Jésus guérit les aveugles et les boiteux sur la montagne. James Tissot, 1886-1896.
Aquarelle opaque et graphite, 17,1 x 23,3 cm. Brooklyn Museum, New York.

Des repères pour l’attente

Anne-Marie ChapleauAnne-Marie Chapleau | 3e dimanche de l’avent (A) – 14 décembre 2025

Jean le Baptiste et Jésus : Matthieu 11, 2-11
Les lectures : Isaïe 35, 1-6a.10 ; Psaume 145 (146) ; Jacques 5, 7-10
Les citations bibliques sont tirées de la Traduction liturgique officielle.

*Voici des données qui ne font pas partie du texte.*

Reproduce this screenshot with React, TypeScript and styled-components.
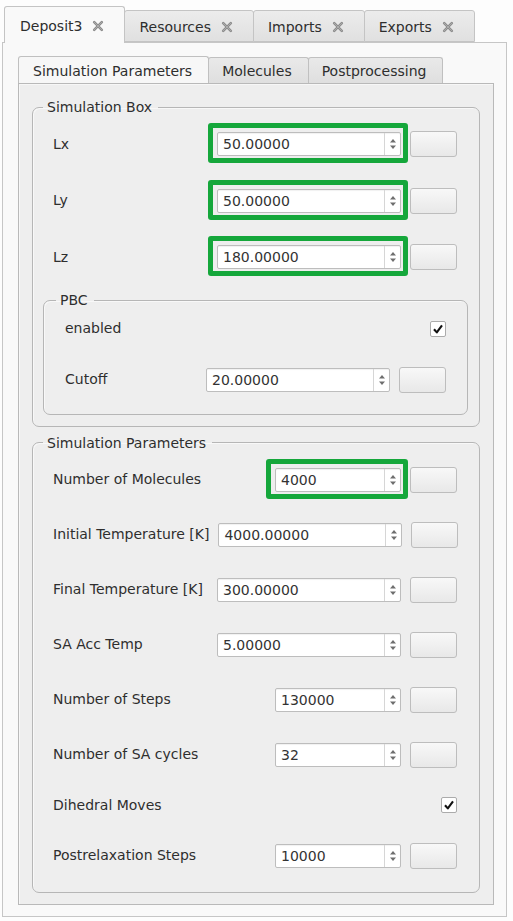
import styled, { createGlobalStyle } from "styled-components"

const GlobalStyle = createGlobalStyle`
    html, body {
        margin: 0;
        padding: 0;
        background: #fdfdfd;
    }
    body {
        font-family: "DejaVu Sans", "Liberation Sans", sans-serif;
        font-size: 14px;
        color: #2f2f2f;
    }
    * { box-sizing: border-box; }
`

type Field = {
    label: string
    value?: string
    width?: number
    check?: boolean
    highlight?: boolean
}

const boxRows: Field[] = [
    { label: "Lx", value: "50.00000", width: 184, highlight: true },
    { label: "Ly", value: "50.00000", width: 184, highlight: true },
    { label: "Lz", value: "180.00000", width: 184, highlight: true },
]

const pbcRows: Field[] = [
    { label: "enabled", check: true },
    { label: "Cutoff", value: "20.00000", width: 184 },
]

const simRows: Field[] = [
    { label: "Number of Molecules", value: "4000", width: 126, highlight: true },
    { label: "Initial Temperature [K]", value: "4000.00000", width: 184 },
    { label: "Final Temperature [K]", value: "300.00000", width: 184 },
    { label: "SA Acc Temp", value: "5.00000", width: 184 },
    { label: "Number of Steps", value: "130000", width: 126 },
    { label: "Number of SA cycles", value: "32", width: 126 },
    { label: "Dihedral Moves", check: true },
    { label: "Postrelaxation Steps", value: "10000", width: 126 },
]

function CloseIcon() {
    return (
        <svg width="12" height="12" viewBox="0 0 12 12">
            <path d="M2.2 2.2 L9.8 9.8 M9.8 2.2 L2.2 9.8" stroke="#8c8c8c" strokeWidth="2.6" strokeLinecap="round" />
            <path d="M2.2 2.2 L9.8 9.8 M9.8 2.2 L2.2 9.8" stroke="#b4b4b4" strokeWidth="0.8" strokeLinecap="round" />
        </svg>
    )
}

function SpinArrows() {
    return (
        <svg width="8" height="14" viewBox="0 0 8 14">
            <polygon points="1,5.5 4,2 7,5.5" fill="#6e6e6e" />
            <polygon points="1,8.5 4,12 7,8.5" fill="#6e6e6e" />
        </svg>
    )
}

function CheckMark() {
    return (
        <svg width="12" height="12" viewBox="0 0 12 12">
            <path d="M2 6.2 L4.8 9.4 L10 2.4" stroke="#111" strokeWidth="2.1" fill="none" strokeLinejoin="round" />
        </svg>
    )
}

function FieldRow({ field }: { field: Field }) {
    if (field.check) {
        return (
            <Row $height={17}>
                <Label>{field.label}</Label>
                <CheckBox><CheckMark /></CheckBox>
            </Row>
        )
    }
    return (
        <Row $height={26}>
            <Label>{field.label}</Label>
            <SpinBox $width={field.width || 184} $highlight={!!field.highlight}>
                <SpinValue>{field.value}</SpinValue>
                <SpinButtons><SpinArrows /></SpinButtons>
            </SpinBox>
            <ToolButton />
        </Row>
    )
}

export default function App() {
    return (
        <>
            <GlobalStyle />
            <Window>
                <OuterTabBar>
                    <OuterTab $active>Deposit3 <CloseIcon /></OuterTab>
                    <OuterTab>Resources <CloseIcon /></OuterTab>
                    <OuterTab>Imports <CloseIcon /></OuterTab>
                    <OuterTab>Exports <CloseIcon /></OuterTab>
                </OuterTabBar>
                <OuterPane>
                    <InnerTabBar>
                        <InnerTab $active>Simulation Parameters</InnerTab>
                        <InnerTab>Molecules</InnerTab>
                        <InnerTab>Postprocessing</InnerTab>
                    </InnerTabBar>
                    <InnerPane>
                        <GroupBox $pad="16px 11px 11px 10px">
                            <Legend>Simulation Box</Legend>
                            <Rows $gap={30.5} $inset="0 11px 0 10px">
                                {boxRows.map(r => <FieldRow key={r.label} field={r} />)}
                            </Rows>
                            <GroupBox $pad="12px 11px 21px 12px" $top={22}>
                                <Legend>PBC</Legend>
                                <Rows $gap={29.5} $inset="0 10px 0 9px">
                                    {pbcRows.map(r => <FieldRow key={r.label} field={r} />)}
                                </Rows>
                            </GroupBox>
                        </GroupBox>
                        <GroupBox $pad="16px 11px 23px 10px" $top={8}>
                            <Legend>Simulation Parameters</Legend>
                            <Rows $gap={29} $inset="0 11px 0 10px">
                                {simRows.map(r => <FieldRow key={r.label} field={r} />)}
                            </Rows>
                        </GroupBox>
                    </InnerPane>
                </OuterPane>
            </Window>
        </>
    )
}

const Window = styled.div`
    width: 513px;
    height: 921px;
    padding-left: 2px;
    overflow: hidden;
`

const OuterTabBar = styled.div`
    display: flex;
    align-items: flex-end;
    height: 42px;
    padding-left: 2px;
`

const OuterTab = styled.div<{ $active?: boolean }>`
    display: flex;
    align-items: center;
    gap: 10px;
    height: ${p => (p.$active ? "37px" : "32px")};
    margin-bottom: ${p => (p.$active ? "-1px" : "0")};
    margin-right: -1px;
    padding: 1px 20px 0 14px;
    padding-left: ${p => (p.$active ? "15px" : "14px")};
    border: 1px solid #c4c4c4;
    border-bottom: ${p => (p.$active ? "none" : "1px solid #c4c4c4")};
    border-radius: 3px 3px 0 0;
    background: ${p => (p.$active ? "#f9f9f9" : "linear-gradient(#ececec, #e0e0e0)")};
    position: relative;
    z-index: ${p => (p.$active ? 1 : 0)};
    color: #2e2e2e;
    white-space: nowrap;
`

const OuterPane = styled.div`
    width: 505px;
    border: 1px solid #c6c6c6;
    background: #f9f9f9;
    padding: 13px 12px 11px 15px;
`

const InnerTabBar = styled.div`
    display: flex;
    align-items: flex-end;
    height: 27px;
`

const InnerTab = styled.div<{ $active?: boolean }>`
    display: flex;
    align-items: center;
    height: ${p => (p.$active ? "27px" : "26px")};
    margin-right: -1px;
    padding: 1px 16px 0 14px;
    padding-left: ${p => (p.$active ? "14px" : "13px")};
    border: 1px solid #c0c0c0;
    border-bottom: none;
    border-radius: 3px 3px 0 0;
    background: ${p => (p.$active ? "#f7f7f7" : "linear-gradient(#e9e9e9, #dfdfdf)")};
    color: #2e2e2e;
    white-space: nowrap;
`

const InnerPane = styled.div`
    border: 1px solid #b9b9b9;
    box-shadow: inset 1px 1px 0 #f7f7f7;
    background: #eeeeee;
    padding: 15px 13px 11px 13px;
`

const GroupBox = styled.fieldset<{ $pad: string; $top?: number }>`
    margin: ${p => p.$top || 0}px 0 0 0;
    min-width: 0;
    padding: ${p => p.$pad};
    border: 1px solid #b6b6b6;
    border-radius: 7px;
    box-shadow: inset 1px 1px 0 #f8f8f8;
`

const Legend = styled.legend`
    padding: 0 6px 0 4px;
    line-height: 16px;
    font-size: 14px;
    color: #2e2e2e;
`

const Rows = styled.div<{ $gap: number; $inset: string }>`
    display: flex;
    flex-direction: column;
    gap: ${p => p.$gap}px;
    padding: ${p => p.$inset};
`

const Row = styled.div<{ $height: number }>`
    display: grid;
    grid-template-columns: 1fr auto 47px;
    column-gap: 9px;
    align-items: center;
    height: ${p => p.$height}px;
`

const Label = styled.span`
    grid-column: 1;
    line-height: 17px;
    color: #2e2e2e;
    white-space: nowrap;
`

const SpinBox = styled.div<{ $width: number; $highlight: boolean }>`
    grid-column: 2;
    justify-self: end;
    position: relative;
    display: flex;
    width: ${p => p.$width}px;
    height: 24px;
    border: 1px solid #bdbdbd;
    border-radius: 2px;
    background: #fff;
    box-shadow: inset 0 1px 1px rgba(0, 0, 0, 0.06);

    &::after {
        content: "";
        display: ${p => (p.$highlight ? "block" : "none")};
        position: absolute;
        top: -10px;
        bottom: -8px;
        left: -10px;
        right: -8px;
        border: 5px solid #15a73b;
        border-radius: 3px;
        pointer-events: none;
    }
`

const SpinValue = styled.span`
    flex: 1;
    padding-left: 5px;
    line-height: 22px;
    color: #333;
`

const SpinButtons = styled.span`
    width: 16px;
    display: flex;
    align-items: center;
    justify-content: center;
    border-left: 1px solid #d6d6d6;
`

const ToolButton = styled.div`
    grid-column: 3;
    width: 47px;
    height: 26px;
    border: 1px solid #bdbdbd;
    border-radius: 3px;
    background: linear-gradient(#f8f8f8, #e8e8e8);
`

const CheckBox = styled.span`
    grid-column: 3;
    justify-self: end;
    width: 16px;
    height: 16px;
    display: flex;
    align-items: center;
    justify-content: center;
    border: 1px solid #ababab;
    border-radius: 2px;
    background: #fff;
`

Certaines attentes versent dans la fébrilité et l’anxiété, d’autres dérivent vers l’exaspération. La liturgie de ce troisième dimanche, en plus de nourrir notre espérance, nous convie à ancrer celle-ci dans la joie, le souci des petits et des pauvres, et la patience. Mais ce n’est pas tout d’attendre. Il faut savoir qui nous espérons, car il y a messie et Messie. Les textes d’aujourd’hui nous proposent également des critères pour discerner les traits de Celui vers qui nous porte inlassablement notre désir, même si nous croyons fermement qu’il se trouve déjà, et pour toujours, « avec nous » (voir Mt 1,23 ; 28,20).

Lire ensemble la vie et les Écritures

L’Évangile nous montre un Jean Baptiste quelque peu perplexe par rapport à Jésus ; il correspond si peu à son image préconçue du Messie. Il envoie ses délégués tirer les choses au clair. Ceux-ci reçoivent pour toute réponse une évocation de divers versets d’Isaïe [1] que Jean devra interpréter en relisant ensemble ce prophète et le parcours du Nazaréen. Alors, les ressemblances lui sauteront aux yeux et il pourra attester qu’il avait bel et bien pointé (Mt 3,14) celui qu’annonçaient les Écritures, c’est-à-dire le libérateur des petits, des malades et des pauvres dont les gestes confirment la proclamation de la Bonne Nouvelle (v. 5). À nous aussi, la relecture de nos vie à la lumière de la Parole de Dieu ouvre la voie à la reconnaissance de Jésus.

Là où on ne l’attendait pas

Certains, qui guettaient l’arrivée d’un homme fort venu rétablir l’ordre ou encore l’avènement d’un personnage prestigieux, tomberont peut-être à la renverse en découvrant le Messie dans la proximité des plus vulnérables. Comme le dit Jésus, ils « chuteront » (v. 6) en le rejetant ou en allant à l’encontre de sa mission de libération. Heureux et heureuses, pourtant, ceux et celles qui oseront emboîter le pas à ce Sauveur au style déconcertant !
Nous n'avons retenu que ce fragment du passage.